In a recent revelation, Bill Barhydt, the founder and CEO of crypto-banking platform Abra, sparked discussions in the Crypto-X community by sharing a series of M2-versus-Bitcoin charts. These charts were originally brought to light by macro investor Raoul Pal and research analyst Julien Bittel.
Barhydt stated, “I’ve viewed numerous posts presenting diverse renditions of the global liquidity M2 vs Bitcoin price chart – I’ve shared a few here. Kudos to @RaoulGMI and @BittelJulien for identifying this pattern.”
Most of these charts anticipate a slight decline in the next few days, followed by a surge to a record high of $130,000 by August or September. Barhydt, however, emphasized that these predictions could be entirely off the mark.
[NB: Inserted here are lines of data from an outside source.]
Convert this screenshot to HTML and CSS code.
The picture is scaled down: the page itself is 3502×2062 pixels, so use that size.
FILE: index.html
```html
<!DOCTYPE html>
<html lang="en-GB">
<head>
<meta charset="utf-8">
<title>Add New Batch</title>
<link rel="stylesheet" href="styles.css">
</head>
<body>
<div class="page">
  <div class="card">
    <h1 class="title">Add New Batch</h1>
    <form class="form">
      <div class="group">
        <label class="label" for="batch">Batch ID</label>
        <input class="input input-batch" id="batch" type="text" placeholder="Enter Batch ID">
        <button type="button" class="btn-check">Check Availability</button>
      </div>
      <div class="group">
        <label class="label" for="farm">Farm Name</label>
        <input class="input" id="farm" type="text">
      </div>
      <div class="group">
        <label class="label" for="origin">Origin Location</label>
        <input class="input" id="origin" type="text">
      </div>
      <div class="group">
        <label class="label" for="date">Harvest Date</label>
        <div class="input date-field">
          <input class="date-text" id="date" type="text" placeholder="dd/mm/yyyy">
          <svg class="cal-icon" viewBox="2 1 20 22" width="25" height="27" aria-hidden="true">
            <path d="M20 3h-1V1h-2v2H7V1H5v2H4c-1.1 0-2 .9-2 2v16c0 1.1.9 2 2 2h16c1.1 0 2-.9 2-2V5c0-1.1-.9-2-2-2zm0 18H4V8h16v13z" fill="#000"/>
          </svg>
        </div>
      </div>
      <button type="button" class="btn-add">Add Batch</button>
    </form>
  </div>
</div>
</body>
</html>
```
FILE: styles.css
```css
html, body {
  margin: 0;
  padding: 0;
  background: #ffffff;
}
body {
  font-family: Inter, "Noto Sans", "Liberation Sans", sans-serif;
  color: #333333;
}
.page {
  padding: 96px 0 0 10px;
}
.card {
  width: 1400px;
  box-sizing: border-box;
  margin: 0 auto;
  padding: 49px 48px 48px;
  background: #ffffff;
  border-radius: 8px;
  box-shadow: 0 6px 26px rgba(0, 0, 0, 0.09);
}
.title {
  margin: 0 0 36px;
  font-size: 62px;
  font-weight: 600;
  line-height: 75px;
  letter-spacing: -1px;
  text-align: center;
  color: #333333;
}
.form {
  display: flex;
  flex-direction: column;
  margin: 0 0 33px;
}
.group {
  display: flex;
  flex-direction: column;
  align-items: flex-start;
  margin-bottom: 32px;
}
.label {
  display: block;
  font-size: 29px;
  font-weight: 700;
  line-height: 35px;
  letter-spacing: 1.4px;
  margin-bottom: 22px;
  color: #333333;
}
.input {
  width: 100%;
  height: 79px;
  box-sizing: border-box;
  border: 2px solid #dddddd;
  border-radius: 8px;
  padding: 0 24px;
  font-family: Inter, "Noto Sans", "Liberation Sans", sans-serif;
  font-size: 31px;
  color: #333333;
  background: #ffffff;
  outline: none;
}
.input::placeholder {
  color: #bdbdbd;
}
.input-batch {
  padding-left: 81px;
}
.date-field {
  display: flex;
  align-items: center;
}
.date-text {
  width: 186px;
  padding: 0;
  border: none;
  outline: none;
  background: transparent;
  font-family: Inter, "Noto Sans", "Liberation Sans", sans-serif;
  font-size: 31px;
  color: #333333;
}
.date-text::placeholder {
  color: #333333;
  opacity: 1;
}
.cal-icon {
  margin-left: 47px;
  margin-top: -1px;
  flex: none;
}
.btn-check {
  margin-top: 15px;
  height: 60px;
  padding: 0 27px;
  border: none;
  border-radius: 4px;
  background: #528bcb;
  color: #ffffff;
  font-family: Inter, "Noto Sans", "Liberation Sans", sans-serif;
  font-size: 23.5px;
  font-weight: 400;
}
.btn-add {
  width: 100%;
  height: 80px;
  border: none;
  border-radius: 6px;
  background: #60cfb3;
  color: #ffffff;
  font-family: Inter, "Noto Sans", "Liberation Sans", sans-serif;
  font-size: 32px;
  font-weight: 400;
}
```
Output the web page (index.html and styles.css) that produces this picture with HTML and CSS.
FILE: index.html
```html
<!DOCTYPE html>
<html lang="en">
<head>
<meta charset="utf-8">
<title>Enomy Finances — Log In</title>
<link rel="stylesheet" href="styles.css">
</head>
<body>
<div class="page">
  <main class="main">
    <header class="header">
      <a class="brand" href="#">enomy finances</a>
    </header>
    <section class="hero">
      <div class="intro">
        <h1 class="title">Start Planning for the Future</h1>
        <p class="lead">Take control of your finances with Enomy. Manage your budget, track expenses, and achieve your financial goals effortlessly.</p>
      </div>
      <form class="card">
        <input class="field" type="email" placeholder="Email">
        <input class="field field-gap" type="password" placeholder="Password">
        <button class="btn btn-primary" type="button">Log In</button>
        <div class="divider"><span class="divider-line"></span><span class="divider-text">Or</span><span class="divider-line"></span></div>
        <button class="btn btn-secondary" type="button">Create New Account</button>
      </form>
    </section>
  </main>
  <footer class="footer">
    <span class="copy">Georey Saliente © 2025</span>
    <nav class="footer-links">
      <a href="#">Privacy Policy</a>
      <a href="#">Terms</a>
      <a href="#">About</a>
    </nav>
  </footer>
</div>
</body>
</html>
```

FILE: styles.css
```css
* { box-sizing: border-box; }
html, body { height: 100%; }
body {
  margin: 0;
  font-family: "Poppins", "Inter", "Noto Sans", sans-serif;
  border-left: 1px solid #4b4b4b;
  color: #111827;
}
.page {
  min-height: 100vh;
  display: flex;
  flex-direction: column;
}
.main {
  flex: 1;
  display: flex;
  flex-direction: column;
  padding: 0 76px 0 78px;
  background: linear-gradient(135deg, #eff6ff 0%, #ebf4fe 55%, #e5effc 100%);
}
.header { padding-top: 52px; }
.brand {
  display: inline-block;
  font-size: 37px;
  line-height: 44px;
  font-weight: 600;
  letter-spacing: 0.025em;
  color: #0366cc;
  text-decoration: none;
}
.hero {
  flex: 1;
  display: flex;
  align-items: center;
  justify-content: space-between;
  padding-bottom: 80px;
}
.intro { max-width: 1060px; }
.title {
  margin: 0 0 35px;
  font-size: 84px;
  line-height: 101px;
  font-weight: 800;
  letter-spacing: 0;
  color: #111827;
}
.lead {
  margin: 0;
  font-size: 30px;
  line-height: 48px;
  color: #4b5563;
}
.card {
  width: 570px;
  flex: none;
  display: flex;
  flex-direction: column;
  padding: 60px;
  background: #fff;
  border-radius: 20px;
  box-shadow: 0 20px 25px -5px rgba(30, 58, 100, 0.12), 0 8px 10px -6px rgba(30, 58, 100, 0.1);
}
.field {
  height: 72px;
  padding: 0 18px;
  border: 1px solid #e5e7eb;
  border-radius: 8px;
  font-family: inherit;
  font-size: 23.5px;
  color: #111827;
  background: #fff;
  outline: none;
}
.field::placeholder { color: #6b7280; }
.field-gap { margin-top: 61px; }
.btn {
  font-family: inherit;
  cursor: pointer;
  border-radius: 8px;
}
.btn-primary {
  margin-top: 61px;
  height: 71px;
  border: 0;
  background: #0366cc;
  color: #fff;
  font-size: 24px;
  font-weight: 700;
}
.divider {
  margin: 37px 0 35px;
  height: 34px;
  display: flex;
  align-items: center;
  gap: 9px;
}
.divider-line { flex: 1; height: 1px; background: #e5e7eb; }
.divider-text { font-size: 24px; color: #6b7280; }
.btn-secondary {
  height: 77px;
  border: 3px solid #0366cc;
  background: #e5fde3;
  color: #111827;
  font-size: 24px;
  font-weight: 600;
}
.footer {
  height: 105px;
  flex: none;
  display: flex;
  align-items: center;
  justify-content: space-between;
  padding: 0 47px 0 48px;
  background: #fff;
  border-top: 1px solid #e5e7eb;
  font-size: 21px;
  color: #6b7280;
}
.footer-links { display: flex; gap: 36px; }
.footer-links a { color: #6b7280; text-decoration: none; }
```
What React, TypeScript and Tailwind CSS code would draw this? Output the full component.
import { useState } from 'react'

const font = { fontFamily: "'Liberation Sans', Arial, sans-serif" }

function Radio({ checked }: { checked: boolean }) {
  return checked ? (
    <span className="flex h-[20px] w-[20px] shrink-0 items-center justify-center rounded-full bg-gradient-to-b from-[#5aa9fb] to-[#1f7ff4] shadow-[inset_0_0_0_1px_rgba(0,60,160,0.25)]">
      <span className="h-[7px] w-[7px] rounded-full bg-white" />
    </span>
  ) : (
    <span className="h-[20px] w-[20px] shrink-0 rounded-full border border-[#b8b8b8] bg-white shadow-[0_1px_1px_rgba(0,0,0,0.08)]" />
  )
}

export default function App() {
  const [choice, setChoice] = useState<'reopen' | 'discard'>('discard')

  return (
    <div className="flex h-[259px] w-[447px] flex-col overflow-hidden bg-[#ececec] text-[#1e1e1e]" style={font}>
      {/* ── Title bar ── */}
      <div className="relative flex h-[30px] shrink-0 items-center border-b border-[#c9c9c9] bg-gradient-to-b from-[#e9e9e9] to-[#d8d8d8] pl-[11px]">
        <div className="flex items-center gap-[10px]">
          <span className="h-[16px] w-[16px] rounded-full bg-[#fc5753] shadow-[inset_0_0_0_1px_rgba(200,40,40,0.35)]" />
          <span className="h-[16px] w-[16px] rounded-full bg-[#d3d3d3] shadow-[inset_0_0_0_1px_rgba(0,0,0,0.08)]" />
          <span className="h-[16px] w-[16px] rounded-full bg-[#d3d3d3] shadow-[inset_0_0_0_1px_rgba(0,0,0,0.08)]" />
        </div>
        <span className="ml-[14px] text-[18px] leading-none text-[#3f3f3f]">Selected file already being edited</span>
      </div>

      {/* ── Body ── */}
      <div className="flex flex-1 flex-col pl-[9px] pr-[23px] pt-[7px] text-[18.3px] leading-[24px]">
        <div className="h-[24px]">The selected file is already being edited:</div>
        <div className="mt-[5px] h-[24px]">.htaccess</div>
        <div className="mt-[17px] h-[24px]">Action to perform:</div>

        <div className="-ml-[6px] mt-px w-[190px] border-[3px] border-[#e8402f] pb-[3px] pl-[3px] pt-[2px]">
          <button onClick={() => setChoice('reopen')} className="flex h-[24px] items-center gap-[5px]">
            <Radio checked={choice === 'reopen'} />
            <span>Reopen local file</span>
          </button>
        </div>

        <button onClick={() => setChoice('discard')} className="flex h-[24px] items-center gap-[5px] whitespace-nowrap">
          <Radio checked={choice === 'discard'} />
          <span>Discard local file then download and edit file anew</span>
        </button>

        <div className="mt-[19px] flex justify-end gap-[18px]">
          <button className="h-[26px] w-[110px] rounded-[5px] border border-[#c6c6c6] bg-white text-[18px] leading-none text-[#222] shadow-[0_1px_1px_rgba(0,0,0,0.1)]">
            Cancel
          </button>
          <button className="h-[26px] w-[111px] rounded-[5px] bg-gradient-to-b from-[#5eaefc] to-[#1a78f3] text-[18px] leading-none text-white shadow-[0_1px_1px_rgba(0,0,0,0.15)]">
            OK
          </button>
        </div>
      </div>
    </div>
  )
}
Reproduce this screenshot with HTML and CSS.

Barhydt opined that the global liquidity needs to increase significantly in the coming months. As the fiat supply grows, Bitcoin absorbs the surplus, leading to gains that will likely spill over to other L1 platforms and subsequently to speculative altcoins – the so-called ‘alt season’.
Despite this, he warned traders against complacency, suggesting that they should be prepared for a potential short-term downtrend to $95,000 before any substantial rally takes place.
When confronted with the concern that the model might be saturated, Barhydt dismissed the notion, stating, “Even though thousands might be examining this, the majority of retail investors aren’t focusing on crypto currently.”
Another critique suggested that the liquidity data is not collected frequently enough to predict daily movements. Barhydt agreed, but asserted that it serves as a solid tool for predicting macro trends on a weekly scale.
With the global M2 nearing a record $111 trillion, experts like Pal and Bittel believe Bitcoin is set to climb further. Whether Bitcoin will reach Barhydt’s $130,000 target or not will depend on the pace at which central banks increase their balance sheets and how traders leverage in the coming weeks.
As of now, Bitcoin is trading at $104,625.